At Crater Lake we took some pictures and hung out for a bit, and then we got back in the car. At this point I thought our Safari had ended, but Robert said we should go check on the lions before we take off. We returned to the spot they had been, and only one other car was there. The lions had moved a bit closer but not too much. We watched the lions stalk a stork for a bit, but eventually the stork moved and the lions gave up. The herd of buffalos that previously had been off in the distance had also moved, and ended up stampeding right in front of us across the road. Shortly after, the lions decided that they wanted to head the same direction as the buffalo. This resulted in nine lions crossing the road twenty feet in front of our car.

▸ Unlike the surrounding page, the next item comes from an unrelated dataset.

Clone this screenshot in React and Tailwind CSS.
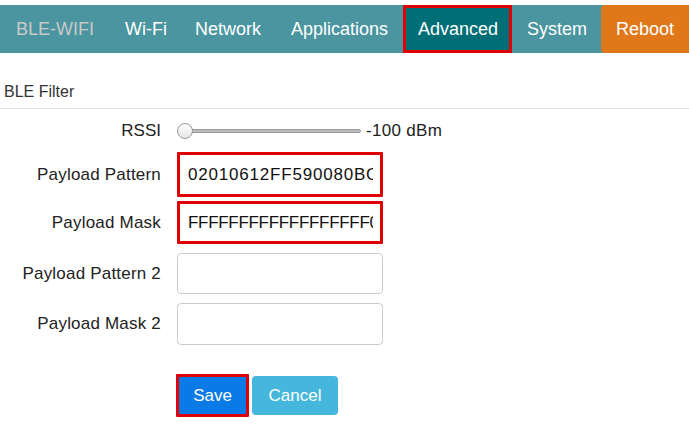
import React from "react";

function Row({ label, children, h }) {
  return (
    <div className={"flex items-center " + h}>
      <div className="w-[161px] text-right text-[17px] tracking-[0.2px] text-[#222] whitespace-nowrap">{label}</div>
      <div className="ml-[16px]">{children}</div>
    </div>
  );
}

function Input({ value, red, h, track }) {
  return (
    <div
      className={
        "w-[206px] bg-white flex items-center text-[17px] text-[#111] " +
        h +
        (red
          ? " border-[3px] border-[#e00000] rounded-[1px] pl-[8px]"
          : " border border-[#ccc] rounded-[4px] pl-[10px]")
      }
    >
      <div className={"w-[185px] overflow-hidden whitespace-nowrap " + (track || "")}>{value}</div>
    </div>
  );
}

export default function App() {
  return (
    <div className="w-[689px] h-[426px] bg-white overflow-hidden" style={{ fontFamily: '"Liberation Sans", Arial, sans-serif' }}>
      <div className="mt-[5px] h-[48px] bg-[#4a959f] flex items-stretch text-[18px] whitespace-nowrap">
        <div className="w-[110px] shrink-0 pl-[16px] flex items-center text-[#c9c9c9]">BLE-WIFI</div>
        <div className="w-[70px] shrink-0 pl-[15px] flex items-center text-white">Wi-Fi</div>
        <div className="w-[96px] shrink-0 pl-[15px] flex items-center text-white">Network</div>
        <div className="w-[127px] shrink-0 pl-[15px] flex items-center text-white">Applications</div>
        <div className="w-[109px] shrink-0 pl-[12px] flex items-center text-white bg-[#006e76] border-[3px] border-[#e00000]">Advanced</div>
        <div className="w-[89px] shrink-0 pl-[15px] flex items-center text-white">System</div>
        <div className="flex-1 pl-[15px] flex items-center text-white bg-[#e0781a] rounded-l-[4px]">Reboot</div>
      </div>
      <div className="pt-[27px] pl-[4px] text-[16px] text-[#333] h-[55px]">BLE Filter</div>
      <div className="border-t border-[#e5e5e5]"></div>
      <div className="flex flex-col">
        <div className="mt-[11px] flex items-center h-[22px]">
          <div className="w-[161px] text-right text-[17px] text-[#222]">RSSI</div>
          <div className="ml-[16px] relative w-[184px] h-[16px] flex items-center">
            <div className="absolute left-[8px] right-0 h-[4px] rounded-[2px] bg-[#bdbdbd] border border-[#9a9a9a]"></div>
            <div className="absolute left-0 w-[16px] h-[16px] rounded-full border border-[#9a9a9a] bg-gradient-to-b from-white to-[#e6e6e6]"></div>
          </div>
          <div className="ml-[5px] text-[17px] tracking-[0.3px] text-[#222]">-100 dBm</div>
        </div>
        <div className="mt-[10px] flex flex-col">
          <Row label="Payload Pattern" h="h-[45px]"><Input value="02010612FF590080BC" red h="h-[45px]" track="tracking-[0.8px]" /></Row>
          <div className="mt-[4px]">
            <Row label="Payload Mask" h="h-[43px]"><Input value="FFFFFFFFFFFFFFFFFF00" red h="h-[43px]" track="tracking-[-0.3px]" /></Row>
          </div>
          <div className="mt-[9px]">
            <Row label="Payload Pattern 2" h="h-[41px]"><Input value="" h="h-[41px]" /></Row>
          </div>
          <div className="mt-[9px]">
            <Row label="Payload Mask 2" h="h-[42px]"><Input value="" h="h-[42px]" /></Row>
          </div>
        </div>
        <div className="mt-[29px] ml-[176px] flex items-center gap-[3px]">
          <div className="w-[73px] h-[43px] flex items-center justify-center text-white text-[17px] bg-[#0a7be6] border-[3px] border-[#e00000] rounded-[1px]">Save</div>
          <div className="w-[86px] h-[39px] flex items-center justify-center text-white text-[17px] bg-[#45b7dc] rounded-[4px]">Cancel</div>
        </div>
      </div>
    </div>
  );
}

The previous day the safari vehicle had needed maintenance, so today we were in a land cruiser. Unfortunately it did not have a pop up roof, so in order to get a better view of the lions we were standing right outside our doors. One of the men in the other car commented that we’d better be prepared if we get charged because they’ll close the gap in a blink of an eye and it’s happened to him before. Thankfully (although it would have been cool) that did not happen. The lions were so cool up close. There were two male lions that were just starting to get their manes, and seven females. We watched until they disappeared into the distance and then called it a day. Quite an end to an amazing safari weekend!
After this we just returned to the bus park in Kasese, thanked Robert for the weekend and hopped on the bus back to Nkozi. The weekend was better than any of us could have dreamt.